Kadiatou Diallo is an indigenous Foulah descendant of West African Kings and healers. Born in 1959, she was traditionally raised in turbulent Republic of Guinea during the long dictatorship era of late President Ahmed Sekou Toure. Guinea is situated on Africa’s West coast, flanked by Sierra Leone, Liberia, Ivory Coast and Senegal. Its population is 8,800,000 and ruled by Iron-fisted leaders since independence from France in 1958. After independence, it severed relations with France and turned to the then Soviet Union. Its mineral resources potentially places Guinea among one of Africa’s richest nations, though its people are among the poorest in West Africa, plagued by a culture of dictatorship, a controlled economy and rampant corruption in the society.

Kadiatou got married by age 13 and conceived her first child at 16, followed by three other children. However, 23 years after the birth of her first born child Amadou who became the victim of a controversial Police brutality and racial injustice in New York, where Amadou had immigrated. She was Managing Director of a mining company in Guinea, before the “stunning and heart breaking” news reached her that her dear son had been gunned down by New York City Police (NYPD). She emerged the epitome of womanhood, a beacon of hope and a dynamic ambassador of Black women with a passion and a selfless mission.

Amadou Diallo, a young African immigrant born in Liberia, immigrated to the United States to pursue his burning educational goals. He desired a sound education that could land him a good paying job and eventually become the family’s bread winner. He told his mother, “You have worked so hard and struggled to take care of the family, I must become a success so I can take over and you may rest.” He traded daily on the sidewalk of Bronx, NY. His trade helped to raise funds for college and support his family back home. He was extremely passionate about becoming a computer technology guru. The Foulahs are historically migrant traders living in several countries in Africa and abroad. Their children are taught at an early age the rudiments and importance of owning one’s own business. But his gigantic dream was shattered February 4, 1999, when the vivacious 23 year -old young man without any criminal record, was gunned down by four White under cover Policemen; riddling his body with 41 bullets along his Bronx apartment. The officers claimed they were looking for a rapist and mistakenly shot him while clutching his wallet which they thought was a loaded gun. This incident created both national and international firestorm, showcasing police brutality and racial profiling. In Bronx, NY, Blacks are five times more likely to be profiled or gunned down as criminals than their White counterparts. Early 90’s, crime was endemic and mugging, rape or gun violence were routine occurrences. Before Amadou came to the US, he had lived in Liberia, Togo Thailand, France, Asia and Japan. His exposure paid off when he landed in New York the City that never sleeps, and with 51% immigrant population.
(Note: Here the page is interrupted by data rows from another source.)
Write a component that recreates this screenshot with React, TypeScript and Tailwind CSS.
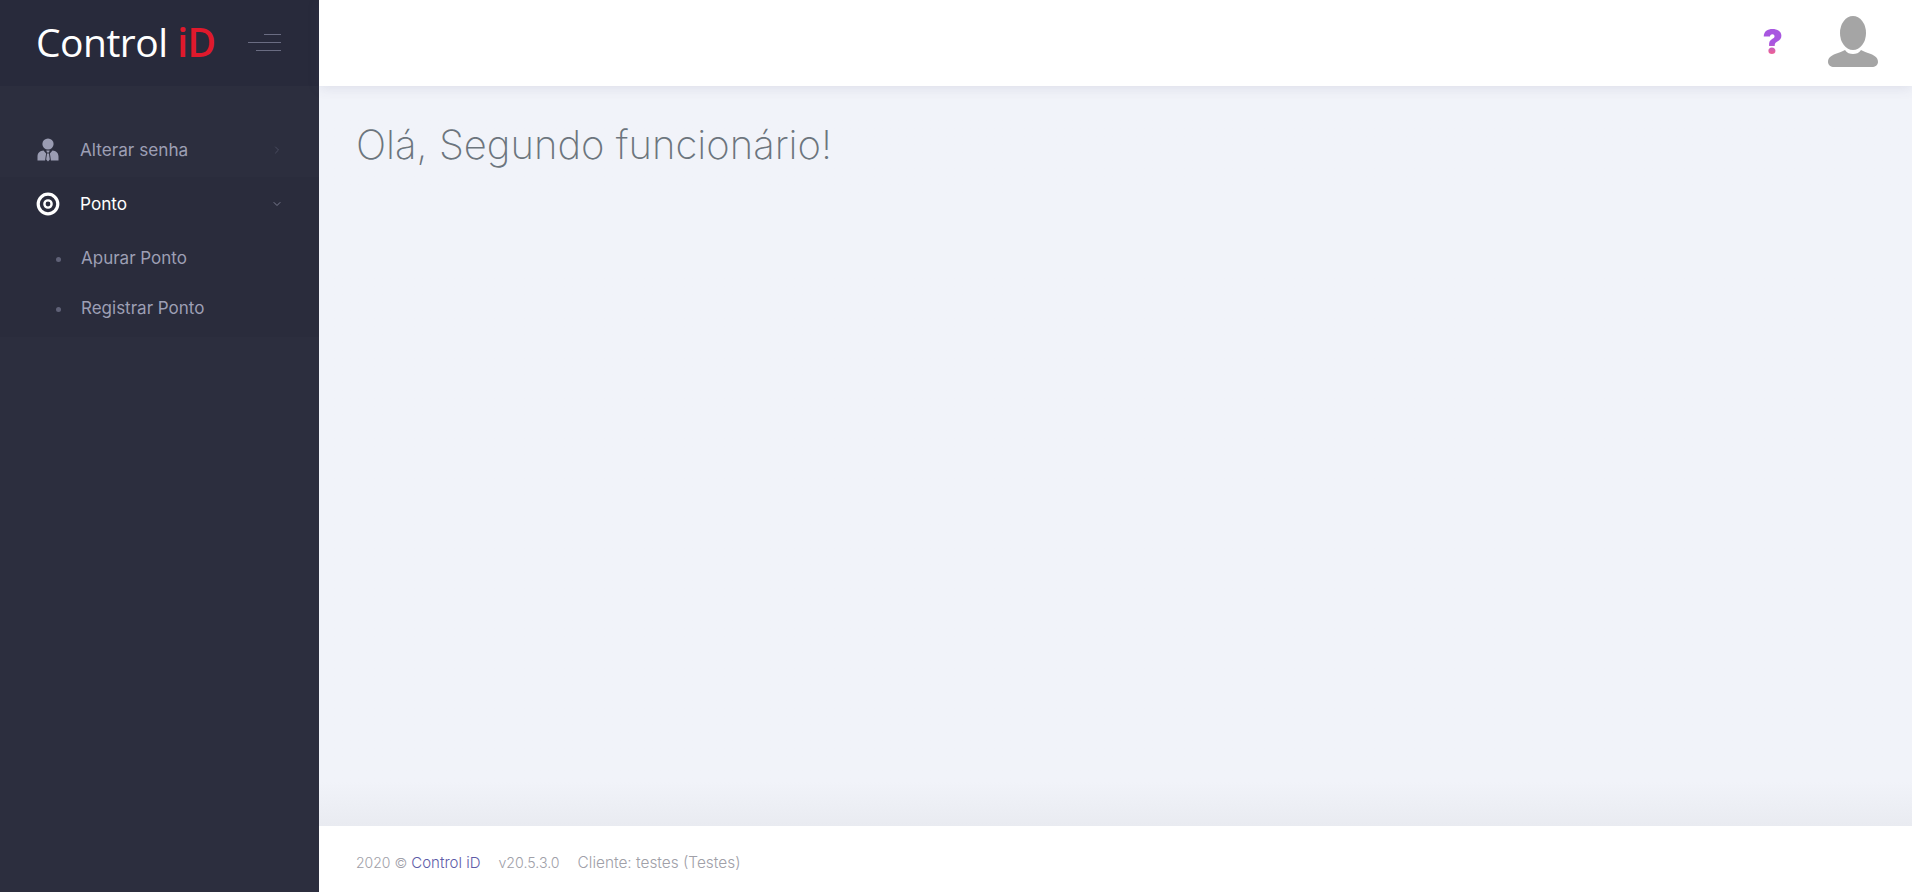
import { ChevronDown, ChevronRight } from "lucide-react";

const font = { fontFamily: "Inter, Lato, sans-serif" };

function UserTieIcon() {
  return (
    <svg viewBox="0 0 22 24" className="h-6 w-[22px] fill-[#9a9cb2]">
      <circle cx="11" cy="6" r="5.600" />
      <path d="M0.500 23.500v-5c0-3.600 2.600-5.600 6-6l2.600 3-1 7h-7.600zM21.500 23.500v-5c0-3.600-2.600-5.600-6-6l-2.600 3 1 7h7.600zM9.300 12.600h3.400l-0.700 2h-2z" />
      <path d="M10 15.500h2l0.800 6-1.800 2-1.800-2z" />
    </svg>
  );
}

function TargetIcon() {
  return (
    <svg viewBox="0 0 24 24" className="h-6 w-6">
      <circle cx="12" cy="12" r="9.800" fill="none" stroke="#fff" strokeWidth="3.200" />
      <circle cx="12" cy="12" r="3.600" fill="none" stroke="#fff" strokeWidth="2.400" />
    </svg>
  );
}

function AvatarIcon() {
  return (
    <svg viewBox="0 0 52 52" className="h-[52px] w-[52px] fill-[#a5a5a5]">
      <ellipse cx="26" cy="17" rx="13" ry="17" />
      <path d="M1 46c0-5 4-7 10-9 3-1 5-2 7-3 2 3 5 4 8 4s6-1 8-4c2 1 4 2 7 3 6 2 10 4 10 9 0 3-3 5-6 5H7c-3 0-6-2-6-5z" />
    </svg>
  );
}

function SubItem({ label }: { label: string }) {
  return (
    <a className="flex h-[50px] items-center pl-[56px] text-[17px] text-[#9d9fb4]">
      <span className="mr-[20px] h-[5px] w-[5px] rounded-full bg-[#5f6177]" />
      {label}
    </a>
  );
}

export default function App() {
  return (
    <div className="flex h-[892px] w-full overflow-hidden bg-[#f1f3f9]" style={font}>
      <aside className="flex w-[319px] shrink-0 flex-col bg-[#2c2e3e]">
        <div className="flex h-[86px] shrink-0 items-center bg-[#282a3b] pb-[2px] pl-[36px]">
          <span className="-mt-[2px] text-[39px] leading-none tracking-[-0.5px] text-white" style={{ fontFamily: "'Open Sans', sans-serif" }}>
            Control <span className="font-semibold text-[#e0192c]">iD</span>
          </span>
          <div className="ml-[32px] flex w-[33px] flex-col items-end gap-[7px]">
            <span className="h-px w-[17px] bg-[#6a6c82]" />
            <span className="h-px w-[33px] bg-[#6a6c82]" />
            <span className="h-px w-[25px] bg-[#6a6c82]" />
          </div>
        </div>
        <nav className="pt-[36px]">
          <a className="flex h-[55px] items-center pl-[37px] pr-[36px] text-[17.200px] text-[#9d9fb4]">
            <UserTieIcon />
            <span className="ml-[21px] flex-1">Alterar senha</span>
            <ChevronRight className="h-3 w-3 text-[#4a4c60]" />
          </a>
          <div className="bg-[#2a2c3c] pb-[3px]">
            <a className="flex h-[55px] items-center pb-[1px] pl-[36px] pr-[36px] text-[17.200px] text-white">
              <TargetIcon />
              <span className="ml-[20px] flex-1">Ponto</span>
              <ChevronDown className="h-3 w-3 text-[#7a7c90]" />
            </a>
            <div className="pt-[2px]">
              <SubItem label="Apurar Ponto" />
              <SubItem label="Registrar Ponto" />
            </div>
          </div>
        </nav>
      </aside>
      <div className="flex min-w-0 flex-1 flex-col">
        <header className="z-10 flex h-[86px] shrink-0 items-center justify-end bg-white pb-[2px] pr-[33px] shadow-[0_2px_12px_rgba(80,85,120,0.12)]">
          <span className="mr-[44px] bg-gradient-to-b from-[#a856e0] from-55% to-[#e8609a] to-80% bg-clip-text text-[34px] font-black leading-none text-transparent">?</span>
          <AvatarIcon />
        </header>
        <main className="flex-1 bg-gradient-to-b from-[#f1f3f9] from-[94%] to-[#e9ebf1] pl-[37px] pt-[35px]">
          <h1 className="text-[40px] font-extralight leading-[1.2] text-[#6c757d]">Olá, Segundo funcionário!</h1>
        </main>
        <footer className="flex h-[66px] shrink-0 items-center bg-white pl-[37px] pt-[8px] text-[14.500px] font-light text-[#a0a0a8]">
          <span>
            <span className="text-[14px]">2020 ©</span> <a className="text-[15px] text-[#5e5ca8]">Control iD</a>
          </span>
          <span className="ml-[18px] text-[14.200px]">v20.5.3.0</span>
          <span className="ml-[18px] text-[15.400px]">Cliente: testes (Testes)</span>
        </footer>
      </div>
    </div>
  );
}
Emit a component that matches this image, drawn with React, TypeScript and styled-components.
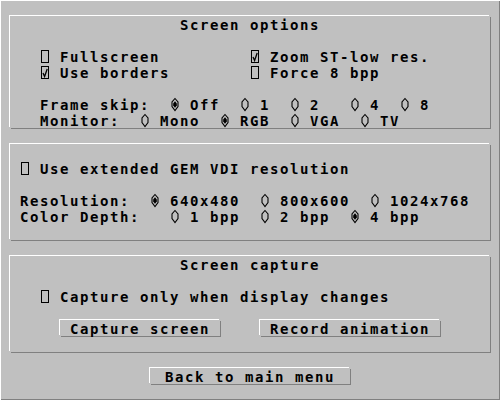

Amadou the acclaimed polyglot, spoke French, Spanish, English and Thai.

The tragic news of Amadou’s death including the clouded circumstances that surrounded it devastated Kadiatou. She flew to New York to dig up the truth about the dubious circumstances surrounding her son’s death. On arrival in NY, she met with Civil Rights advocates including Reverend Al Sharpton, who had formed an action group to put pressure on NYPD for answers to the killing of innocent Amadou. Kadiatou appeared on several TV Network channels wearing her traditional costume with a head-tie. She touched America’s conscience while seeking justice, employing dignity and self respect. She became the Black ambassador not only for Africans but all minorities as well. Her irresistible beauty and charm mesmerized the world together with her immaculate grace and humility, even during grief or adversity. Her “faith climbed the stairwell that love crafted and looked through the windows that hope has opened.” These ingredients humanized her mission, and transformed her personal tragedy into a national crusade to heal Police-Community relations. After filing a lawsuit and winning, she received a sizeable settlement of $ 3, 000,000. She spent the proceeds to setup Amadou Diallo Foundation Inc. To help promote racial healing through educational programs in schools and to condemn prejudice and racial conflicts to foster Police- Community relations. The foundation comprises former New York City Mayor David Dinkins - Chairman, Kadiatou Diallo - President, Alma Rangel Secretary and Norman Seigel - Treasurer. She addressed community residents and others who worked with African people - social workers, lawyers, health workers, educators and African women, 30 of them were students from Bronx International High School. She said, “lack of education and lack of healthcare are what holds African women back.” The students came from Senegal, Mali, Cameroon, Ghana, Guinea, Togo and Sierra Leone.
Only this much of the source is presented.